Copy out each line that includes the word "index".
-------- Data provided --------
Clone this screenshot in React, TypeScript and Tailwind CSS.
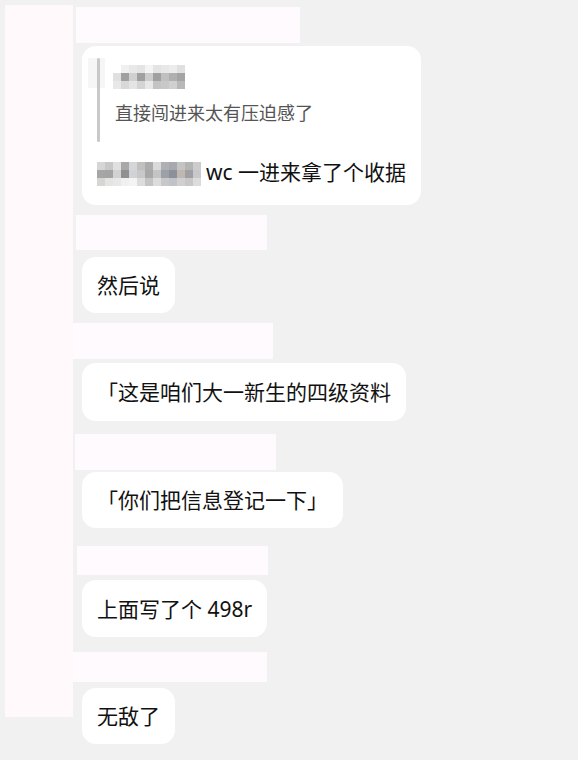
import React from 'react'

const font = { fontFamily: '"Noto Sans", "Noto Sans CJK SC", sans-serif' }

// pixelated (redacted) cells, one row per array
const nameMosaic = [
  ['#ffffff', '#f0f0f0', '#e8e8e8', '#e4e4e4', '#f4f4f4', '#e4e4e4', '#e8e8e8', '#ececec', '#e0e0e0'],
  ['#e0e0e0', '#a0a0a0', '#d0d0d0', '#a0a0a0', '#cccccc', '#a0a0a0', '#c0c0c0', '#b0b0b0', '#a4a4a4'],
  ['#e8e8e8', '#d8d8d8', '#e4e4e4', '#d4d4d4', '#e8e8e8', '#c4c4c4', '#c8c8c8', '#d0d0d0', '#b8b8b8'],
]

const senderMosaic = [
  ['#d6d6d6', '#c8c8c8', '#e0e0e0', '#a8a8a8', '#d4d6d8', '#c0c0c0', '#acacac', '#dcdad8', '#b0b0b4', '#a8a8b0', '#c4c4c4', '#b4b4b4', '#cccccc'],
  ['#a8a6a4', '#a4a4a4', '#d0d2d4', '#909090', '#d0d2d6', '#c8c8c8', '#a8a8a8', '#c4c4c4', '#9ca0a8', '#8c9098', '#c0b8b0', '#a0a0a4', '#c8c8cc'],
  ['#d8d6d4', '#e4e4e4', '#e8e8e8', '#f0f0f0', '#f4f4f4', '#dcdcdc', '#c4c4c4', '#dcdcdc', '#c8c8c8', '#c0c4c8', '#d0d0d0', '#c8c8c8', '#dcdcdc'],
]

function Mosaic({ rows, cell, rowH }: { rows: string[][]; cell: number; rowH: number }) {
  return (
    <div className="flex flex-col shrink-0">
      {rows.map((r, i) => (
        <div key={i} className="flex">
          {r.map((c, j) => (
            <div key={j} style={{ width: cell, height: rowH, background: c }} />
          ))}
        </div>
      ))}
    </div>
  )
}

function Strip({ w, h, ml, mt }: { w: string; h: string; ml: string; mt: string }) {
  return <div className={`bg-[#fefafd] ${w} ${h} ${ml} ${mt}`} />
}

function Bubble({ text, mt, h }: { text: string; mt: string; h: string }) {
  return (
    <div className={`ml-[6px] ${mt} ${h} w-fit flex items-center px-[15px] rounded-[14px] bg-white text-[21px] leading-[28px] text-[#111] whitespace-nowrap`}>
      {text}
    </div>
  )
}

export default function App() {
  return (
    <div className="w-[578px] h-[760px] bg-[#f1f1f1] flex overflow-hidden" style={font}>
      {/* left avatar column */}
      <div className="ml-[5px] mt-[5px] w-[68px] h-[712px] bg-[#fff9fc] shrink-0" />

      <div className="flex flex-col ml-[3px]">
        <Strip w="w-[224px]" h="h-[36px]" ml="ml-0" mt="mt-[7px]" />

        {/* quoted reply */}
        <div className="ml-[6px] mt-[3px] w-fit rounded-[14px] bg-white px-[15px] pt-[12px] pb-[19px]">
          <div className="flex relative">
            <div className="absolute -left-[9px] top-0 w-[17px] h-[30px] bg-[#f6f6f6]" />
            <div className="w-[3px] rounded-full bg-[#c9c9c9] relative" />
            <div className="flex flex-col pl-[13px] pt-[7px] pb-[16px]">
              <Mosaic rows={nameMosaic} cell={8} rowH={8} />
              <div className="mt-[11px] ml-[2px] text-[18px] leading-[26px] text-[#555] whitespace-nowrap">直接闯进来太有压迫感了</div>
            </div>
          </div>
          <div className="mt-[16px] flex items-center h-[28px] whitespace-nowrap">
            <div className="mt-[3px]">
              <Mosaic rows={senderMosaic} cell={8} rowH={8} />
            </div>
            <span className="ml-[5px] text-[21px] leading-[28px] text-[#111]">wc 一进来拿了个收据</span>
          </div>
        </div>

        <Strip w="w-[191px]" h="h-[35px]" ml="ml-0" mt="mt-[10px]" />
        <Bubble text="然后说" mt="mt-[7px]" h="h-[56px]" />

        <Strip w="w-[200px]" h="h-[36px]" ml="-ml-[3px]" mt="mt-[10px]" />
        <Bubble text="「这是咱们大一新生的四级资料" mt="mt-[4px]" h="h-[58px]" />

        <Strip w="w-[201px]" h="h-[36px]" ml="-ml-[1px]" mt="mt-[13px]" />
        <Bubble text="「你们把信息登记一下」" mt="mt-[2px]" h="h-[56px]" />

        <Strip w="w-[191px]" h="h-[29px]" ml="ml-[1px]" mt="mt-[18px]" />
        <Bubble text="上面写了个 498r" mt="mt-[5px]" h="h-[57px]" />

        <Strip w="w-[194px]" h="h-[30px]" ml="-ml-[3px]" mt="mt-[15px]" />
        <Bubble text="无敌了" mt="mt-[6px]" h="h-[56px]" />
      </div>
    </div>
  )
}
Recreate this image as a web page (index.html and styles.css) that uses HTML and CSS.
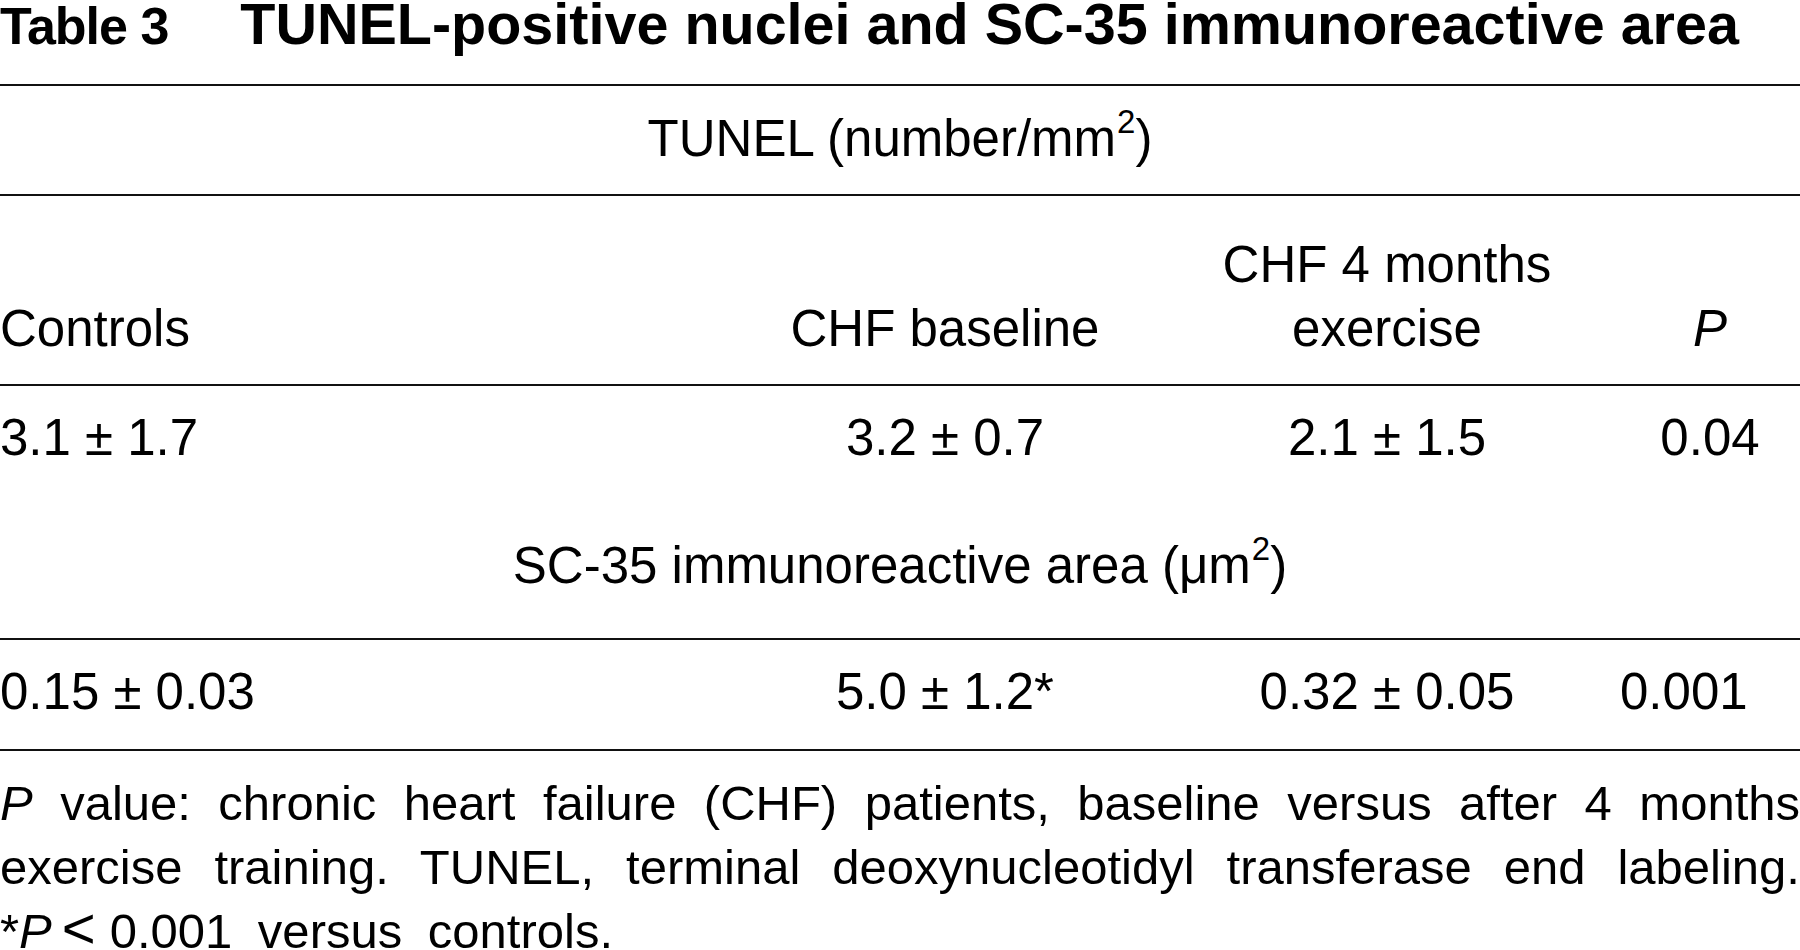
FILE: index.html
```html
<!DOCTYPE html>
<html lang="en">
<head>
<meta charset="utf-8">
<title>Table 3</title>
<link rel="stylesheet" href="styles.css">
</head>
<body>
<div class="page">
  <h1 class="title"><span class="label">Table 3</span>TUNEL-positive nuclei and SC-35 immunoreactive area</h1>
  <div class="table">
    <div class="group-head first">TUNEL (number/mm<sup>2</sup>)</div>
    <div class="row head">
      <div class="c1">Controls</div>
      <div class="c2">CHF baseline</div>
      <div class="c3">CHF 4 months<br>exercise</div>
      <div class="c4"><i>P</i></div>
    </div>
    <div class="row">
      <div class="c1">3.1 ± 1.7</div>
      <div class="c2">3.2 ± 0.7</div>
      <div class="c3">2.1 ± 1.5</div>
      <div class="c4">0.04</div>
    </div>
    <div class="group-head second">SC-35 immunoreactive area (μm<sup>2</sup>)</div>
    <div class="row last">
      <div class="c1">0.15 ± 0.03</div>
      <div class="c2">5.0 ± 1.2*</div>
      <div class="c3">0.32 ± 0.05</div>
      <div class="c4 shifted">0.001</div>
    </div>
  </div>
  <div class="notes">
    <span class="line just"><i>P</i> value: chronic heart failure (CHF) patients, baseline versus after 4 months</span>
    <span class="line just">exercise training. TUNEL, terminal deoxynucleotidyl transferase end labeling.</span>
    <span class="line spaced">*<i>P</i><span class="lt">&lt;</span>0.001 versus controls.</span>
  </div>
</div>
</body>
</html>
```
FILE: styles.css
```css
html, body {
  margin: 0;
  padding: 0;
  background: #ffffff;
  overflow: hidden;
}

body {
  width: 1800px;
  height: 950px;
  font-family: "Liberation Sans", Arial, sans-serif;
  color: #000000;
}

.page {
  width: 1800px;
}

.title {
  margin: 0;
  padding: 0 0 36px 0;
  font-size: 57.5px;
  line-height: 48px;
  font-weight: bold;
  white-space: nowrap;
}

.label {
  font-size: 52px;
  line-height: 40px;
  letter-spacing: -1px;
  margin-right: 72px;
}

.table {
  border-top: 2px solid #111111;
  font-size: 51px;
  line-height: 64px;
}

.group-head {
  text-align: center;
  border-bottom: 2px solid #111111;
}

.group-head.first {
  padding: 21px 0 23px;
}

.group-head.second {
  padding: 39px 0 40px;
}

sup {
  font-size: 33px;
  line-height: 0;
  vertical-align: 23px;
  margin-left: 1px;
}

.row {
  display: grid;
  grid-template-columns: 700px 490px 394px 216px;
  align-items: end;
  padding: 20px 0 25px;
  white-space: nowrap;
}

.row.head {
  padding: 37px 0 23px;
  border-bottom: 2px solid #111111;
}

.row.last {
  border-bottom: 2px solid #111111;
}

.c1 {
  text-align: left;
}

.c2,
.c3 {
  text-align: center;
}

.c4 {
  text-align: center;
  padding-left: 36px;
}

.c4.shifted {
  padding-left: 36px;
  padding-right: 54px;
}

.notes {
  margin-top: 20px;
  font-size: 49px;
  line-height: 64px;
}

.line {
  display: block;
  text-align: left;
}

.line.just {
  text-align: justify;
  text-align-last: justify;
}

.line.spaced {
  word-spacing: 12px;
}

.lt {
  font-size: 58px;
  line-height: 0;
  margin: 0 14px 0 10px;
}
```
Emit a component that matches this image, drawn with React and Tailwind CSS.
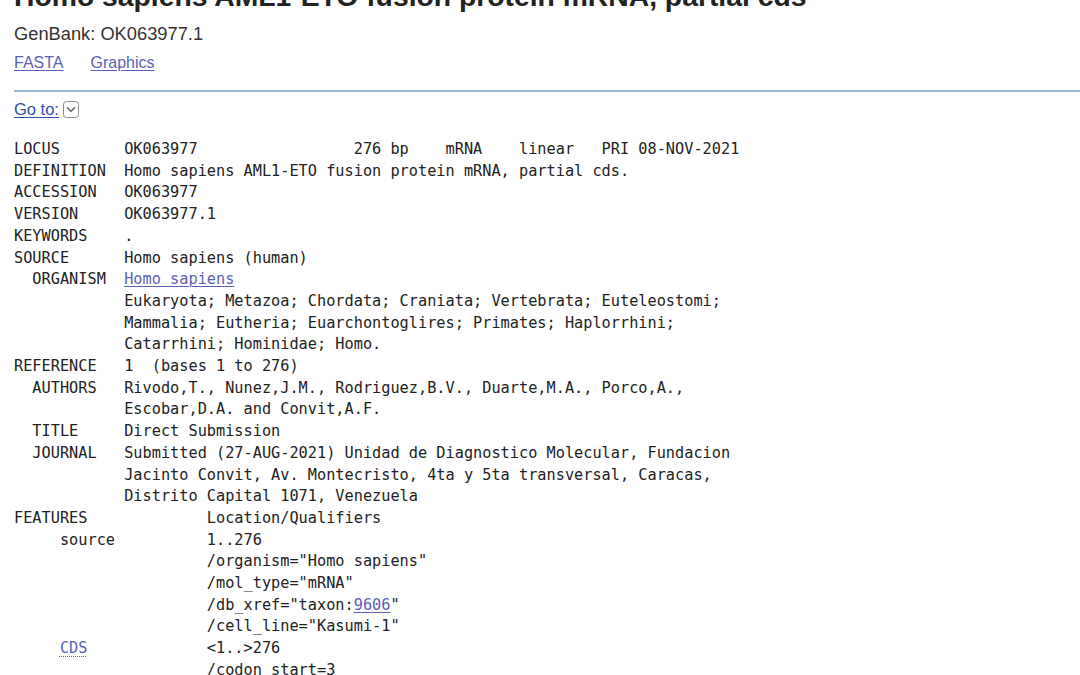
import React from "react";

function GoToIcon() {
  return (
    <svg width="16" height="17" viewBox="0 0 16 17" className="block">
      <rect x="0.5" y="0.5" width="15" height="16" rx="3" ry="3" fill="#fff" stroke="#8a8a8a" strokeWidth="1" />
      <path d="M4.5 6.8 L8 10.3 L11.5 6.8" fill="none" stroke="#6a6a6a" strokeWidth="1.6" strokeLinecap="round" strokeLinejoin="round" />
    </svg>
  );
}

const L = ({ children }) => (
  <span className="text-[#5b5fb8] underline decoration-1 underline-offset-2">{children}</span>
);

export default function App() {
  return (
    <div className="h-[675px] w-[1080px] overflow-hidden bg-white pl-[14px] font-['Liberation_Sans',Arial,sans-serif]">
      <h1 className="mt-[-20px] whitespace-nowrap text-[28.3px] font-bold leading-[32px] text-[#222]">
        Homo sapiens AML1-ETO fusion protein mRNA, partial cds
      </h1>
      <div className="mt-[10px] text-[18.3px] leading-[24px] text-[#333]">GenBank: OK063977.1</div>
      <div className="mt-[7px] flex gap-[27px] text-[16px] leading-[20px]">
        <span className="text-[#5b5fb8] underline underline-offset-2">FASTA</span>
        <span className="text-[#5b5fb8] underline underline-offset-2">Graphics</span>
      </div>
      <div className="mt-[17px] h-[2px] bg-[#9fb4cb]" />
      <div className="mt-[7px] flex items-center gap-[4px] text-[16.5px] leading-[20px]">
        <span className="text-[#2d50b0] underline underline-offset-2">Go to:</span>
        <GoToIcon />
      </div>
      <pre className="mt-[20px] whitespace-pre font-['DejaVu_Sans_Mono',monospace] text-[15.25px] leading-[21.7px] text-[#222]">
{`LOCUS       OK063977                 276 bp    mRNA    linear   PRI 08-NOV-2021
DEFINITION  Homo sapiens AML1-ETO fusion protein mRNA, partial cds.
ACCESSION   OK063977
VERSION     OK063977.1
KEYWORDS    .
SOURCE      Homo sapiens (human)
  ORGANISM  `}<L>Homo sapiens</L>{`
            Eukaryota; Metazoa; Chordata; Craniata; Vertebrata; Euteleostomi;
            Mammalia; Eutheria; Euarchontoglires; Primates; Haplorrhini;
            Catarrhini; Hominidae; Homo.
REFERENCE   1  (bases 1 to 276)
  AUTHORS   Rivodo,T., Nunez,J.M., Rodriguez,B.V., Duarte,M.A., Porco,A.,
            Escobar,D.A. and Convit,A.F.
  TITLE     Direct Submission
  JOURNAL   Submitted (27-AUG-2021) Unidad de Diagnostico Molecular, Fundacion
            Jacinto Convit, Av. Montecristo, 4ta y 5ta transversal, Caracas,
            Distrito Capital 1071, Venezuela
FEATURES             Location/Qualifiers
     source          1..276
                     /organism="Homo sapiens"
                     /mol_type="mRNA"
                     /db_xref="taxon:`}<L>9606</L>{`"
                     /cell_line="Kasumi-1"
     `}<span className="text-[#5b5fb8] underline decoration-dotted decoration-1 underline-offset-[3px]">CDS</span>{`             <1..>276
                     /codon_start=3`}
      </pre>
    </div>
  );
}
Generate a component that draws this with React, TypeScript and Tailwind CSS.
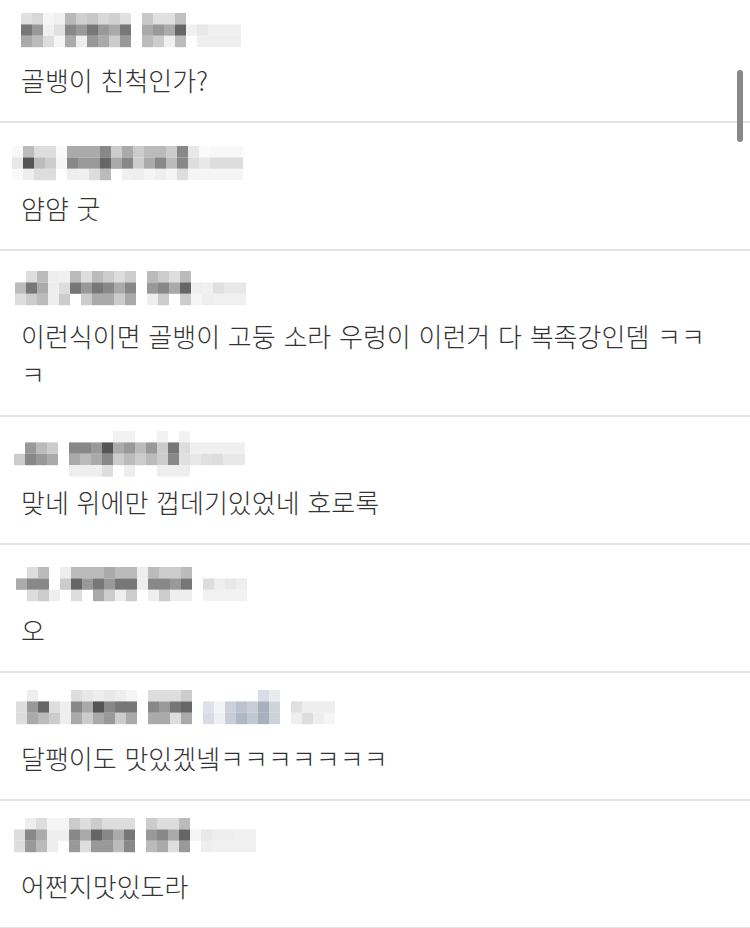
--------
* The completed task *
Recreate this image as a web page (index.html and styles.css) that uses HTML and CSS.
FILE: index.html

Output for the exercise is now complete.